Best for presentations and reports.
# Scatter plot with classic theme
ggplot(data, aes(x = x, y = y)) +
geom_point() +
labs(title = "Scatter Plot with Classic Theme", x = "X-axis label", y = "Y-axis label") +
theme_classic()
theme_classic() removes gridlines and background but keeps axis lines.
Good for academic papers.
# Scatter plot with dark theme
ggplot(data, aes(x = x, y = y)) +
geom_point() +
labs(title = "Scatter Plot with Dark Theme", x = "X-axis label", y = "Y-axis label") +
theme_dark()
theme_dark() is useful for dark mode interfaces or contrast-based visualizations.
Helps in low-light environments.
# Scatter plot with custom theme
ggplot(data, aes(x = x, y = y)) +
geom_point() +
labs(title = "Scatter Plot with Custom Theme", x = "X-axis label", y = "Y-axis label") +
theme(
axis.text = element_text(size = 12, color = "blue"),
plot.title = element_text(hjust = 0.5, size = 16, face = "bold")
)
element_text(size = 12, color = "blue") changes axis text size and color.
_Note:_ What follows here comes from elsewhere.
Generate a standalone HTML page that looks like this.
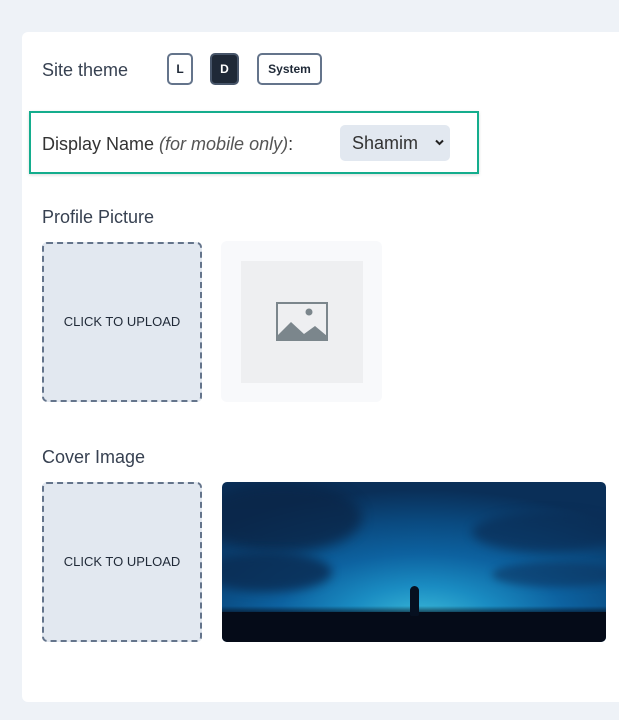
<!DOCTYPE html>
<html><head><style>
body{margin:0;background:#eef2f7;font-family:"Liberation Sans",sans-serif;width:619px;height:720px;overflow:hidden;position:relative}
.card{position:absolute;left:22px;top:32px;width:640px;height:670px;background:#fff;border-radius:6px}
.a{position:absolute}
.t{color:#374151;font-size:18px}
.btn{position:absolute;top:53px;height:28px;border:2px solid #64748b;border-radius:5px;font-size:12px;font-weight:bold;color:#1f2937;text-align:center;line-height:28px;background:#fff}
.up{position:absolute;width:156px;height:156px;border:2px dashed #64748b;border-radius:5px;background:#e2e8f0;font-size:13px;color:#1f2937;text-align:center;line-height:156px}
</style></head><body>
<div class="card"></div>
<div class="a t" style="left:42px;top:60px">Site theme</div>
<div class="btn" style="left:167px;width:22px">L</div>
<div class="btn" style="left:210px;width:25px;background:#1f2937;color:#fff;border-color:#475569">D</div>
<div class="btn" style="left:257px;width:61px">System</div>
<div class="a" style="left:29px;top:111px;width:446px;height:59px;border:2px solid #14ad8d;box-shadow:0 1px 3px rgba(0,0,0,.15)"></div>
<div class="a t" style="left:42px;top:134px;color:#333">Display Name <i style="color:#555">(for mobile only)</i>:</div>
<div class="a" style="left:340px;top:125px;width:110px;height:36px;background:#e2e8f0;border-radius:5px;font-size:18px;color:#333;line-height:36px">
<span style="margin-left:12px">Shamim</span><svg style="position:absolute;left:95px;top:14px" width="9" height="7" viewBox="0 0 9 7"><path d="M1 1.5L4.5 5L8 1.5" fill="none" stroke="#222" stroke-width="2"/></svg></div>
<div class="a t" style="left:42px;top:207px">Profile Picture</div>
<div class="up" style="left:42px;top:242px">CLICK TO UPLOAD</div>
<div class="a" style="left:221px;top:241px;width:161px;height:161px;background:#f8f9fb;border-radius:6px"></div>
<div class="a" style="left:241px;top:261px;width:122px;height:122px;background:#eeeff1"></div>
<svg class="a" style="left:276px;top:302px" width="52" height="40" viewBox="0 0 52 40"><rect x="1" y="1" width="50" height="37" fill="none" stroke="#7b868c" stroke-width="2"/><circle cx="33" cy="10" r="3.5" fill="#7b868c"/><path d="M1 38L1 34L15 20L28 32L39 24L51 34L51 38Z" fill="#7b868c"/></svg>
<div class="a t" style="left:42px;top:447px">Cover Image</div>
<div class="up" style="left:42px;top:482px">CLICK TO UPLOAD</div>
<div class="a" style="left:222px;top:482px;width:384px;height:160px;border-radius:5px;overflow:hidden;background:radial-gradient(ellipse 75% 80% at 52% 85%,#3ab9d8 0%,#1a8cc2 25%,#0d62a0 50%,#0a4a80 75%,#0a2f58 100%)">
<div class="a" style="left:-20px;top:0;width:160px;height:70px;background:#0a2648;border-radius:50%;opacity:.8;filter:blur(6px)"></div>
<div class="a" style="left:-20px;top:70px;width:130px;height:40px;background:#0a2a50;border-radius:50%;opacity:.8;filter:blur(5px)"></div>
<div class="a" style="left:250px;top:30px;width:150px;height:40px;background:#0b2d55;border-radius:50%;opacity:.7;filter:blur(5px)"></div>
<div class="a" style="left:270px;top:80px;width:130px;height:25px;background:#0d3560;border-radius:50%;opacity:.6;filter:blur(4px)"></div>
<div class="a" style="left:0;top:130px;width:384px;height:30px;background:#050b18"></div>
<div class="a" style="left:0;top:124px;width:384px;height:10px;background:linear-gradient(rgba(5,11,24,0),#050b18)"></div>
<div class="a" style="left:188px;top:104px;width:9px;height:30px;background:#061020;border-radius:5px 5px 2px 2px"></div>
</div>
</body></html>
plot.title = element_text(hjust = 0.5, size = 16, face = "bold") centers and bolds the title.
Highly customizable for publications and branding.
Facets allow visualization of subsets of data in separate panels within the same figure. We explore:
Facet Wrap (single categorical variable)
Facet Grid (two categorical variables)
Free Scales in Facets
library(ggplot2)
# Create a dataset
data <- data.frame(x = rnorm(200), y = rnorm(200), category = rep(c("A", "B"), each = 100))
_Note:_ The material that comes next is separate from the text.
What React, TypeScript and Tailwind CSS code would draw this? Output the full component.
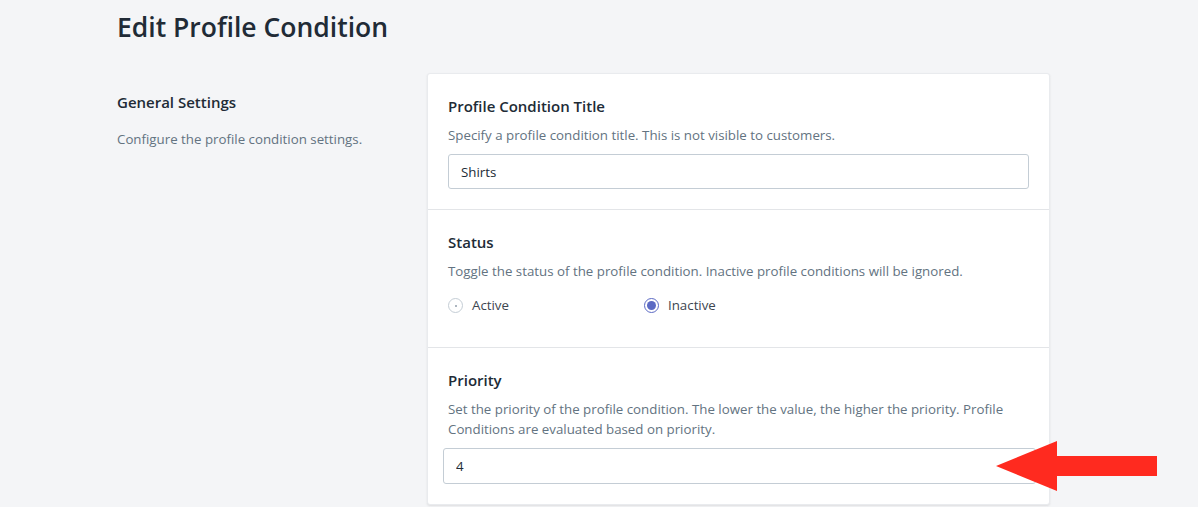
import React from 'react'

function Section({ title, desc, children, last }: { title: string; desc: React.ReactNode; children: React.ReactNode; last?: boolean }) {
  return (
    <div className={last ? 'px-5 pt-[21px] pb-5' : 'px-5 pt-[21px] pb-5 border-b border-[#e3e5e8]'}>
      <h3 className="text-[15px] leading-[22px] font-semibold text-[#212b36]">{title}</h3>
      <p className="mt-[8px] text-[13.3px] leading-[20px] text-[#637381]">{desc}</p>
      <div className="mt-[9px]">{children}</div>
    </div>
  )
}

function Radio({ label, checked }: { label: string; checked?: boolean }) {
  return (
    <label className="flex items-center gap-[9px] text-[13.3px] text-[#3d4650] cursor-pointer">
      {checked ? (
        <span className="w-[15px] h-[15px] rounded-full border border-[#5c6ac4] bg-white flex items-center justify-center">
          <span className="w-[9px] h-[9px] rounded-full bg-[#5c6ac4]" />
        </span>
      ) : (
        <span className="w-[15px] h-[15px] rounded-full border border-[#c4cdd5] bg-white flex items-center justify-center">
          <span className="w-[2px] h-[2px] rounded-full bg-[#919eab]" />
        </span>
      )}
      {label}
    </label>
  )
}

export default function App() {
  return (
    <div className="min-h-[507px] bg-[#f4f5f7] font-['Open_Sans',sans-serif] relative overflow-hidden">
      <div className="pl-[117px] pt-[8px]">
        <h1 className="text-[26.5px] leading-[38px] font-semibold text-[#212b36]">Edit Profile Condition</h1>

        <div className="flex mt-[27px]">
          <div className="w-[310px] pt-[18px]">
            <h2 className="text-[15px] leading-[22px] font-semibold text-[#212b36]">General Settings</h2>
            <p className="mt-[16px] text-[13.3px] leading-[20px] text-[#637381]">Configure the profile condition settings.</p>
          </div>

          <div className="w-[623px] bg-white rounded-[3px] border border-[#e9ebee] shadow-[0_1px_2px_rgba(63,63,68,0.12)]">
            <Section title="Profile Condition Title" desc="Specify a profile condition title. This is not visible to customers.">
              <input
                defaultValue="Shirts"
                className="block w-full h-[35px] rounded-[3px] border border-[#c4cdd5] px-3 text-[13.3px] text-[#212b36] outline-none"
              />
            </Section>

            <Section title="Status" desc="Toggle the status of the profile condition. Inactive profile conditions will be ignored.">
              <div className="flex pt-[6px] pb-[11px]">
                <div className="w-[196px]">
                  <Radio label="Active" />
                </div>
                <Radio label="Inactive" checked />
              </div>
            </Section>

            <Section
              last
              title="Priority"
              desc="Set the priority of the profile condition. The lower the value, the higher the priority. Profile Conditions are evaluated based on priority."
            >
              <input
                defaultValue="4"
                className="block w-[593px] -ml-[5px] h-[36px] rounded-[3px] border border-[#c4cdd5] px-3 text-[13.3px] text-[#212b36] outline-none"
              />
            </Section>
          </div>
        </div>
      </div>

      <svg className="absolute left-[996px] top-[441px]" width="162" height="50" viewBox="0 0 162 50">
        <polygon points="0,25 61,0 61,15 161,15 161,35 61,35 61,50" fill="#ff2a1f" />
      </svg>
    </div>
  )
}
# Scatter plot with facet wrap
ggplot(data, aes(x = x, y = y)) +
geom_point() +
facet_wrap(~ category) +
labs(title = "Scatter Plot with Facet Wrap", x = "X-axis label", y = "Y-axis label")
facet_wrap(~ category) creates separate plots for each category (A & B).
Useful when you have one categorical variable.
Arranges plots in a flexible grid.
# Create a dataset with two categorical variables
data <- data.frame(x = rnorm(200), y = rnorm(200), category1 = rep(c("A", "B"), each = 100), category2 = rep(c("X", "Y"), times = 100))
# Scatter plot with facet grid
ggplot(data, aes(x = x, y = y)) +
geom_point() +
facet_grid(category1 ~ category2) +
labs(title = "Scatter Plot with Facet Grid", x = "X-axis label", y = "Y-axis label")
facet_grid(category1 ~ category2) creates a matrix-like layout.
Each combination of category1 (A & B) and category2 (X & Y) gets a separate panel.
Good for structured comparisons.
# Scatter plot with facet wrap and free scales
ggplot(data, aes(x = x, y = y)) +
geom_point() +
facet_wrap(~ category1, scales = "free") +
labs(title = "Scatter Plot with Facet Wrap and Free Scales", x = "X-axis label", y = "Y-axis label")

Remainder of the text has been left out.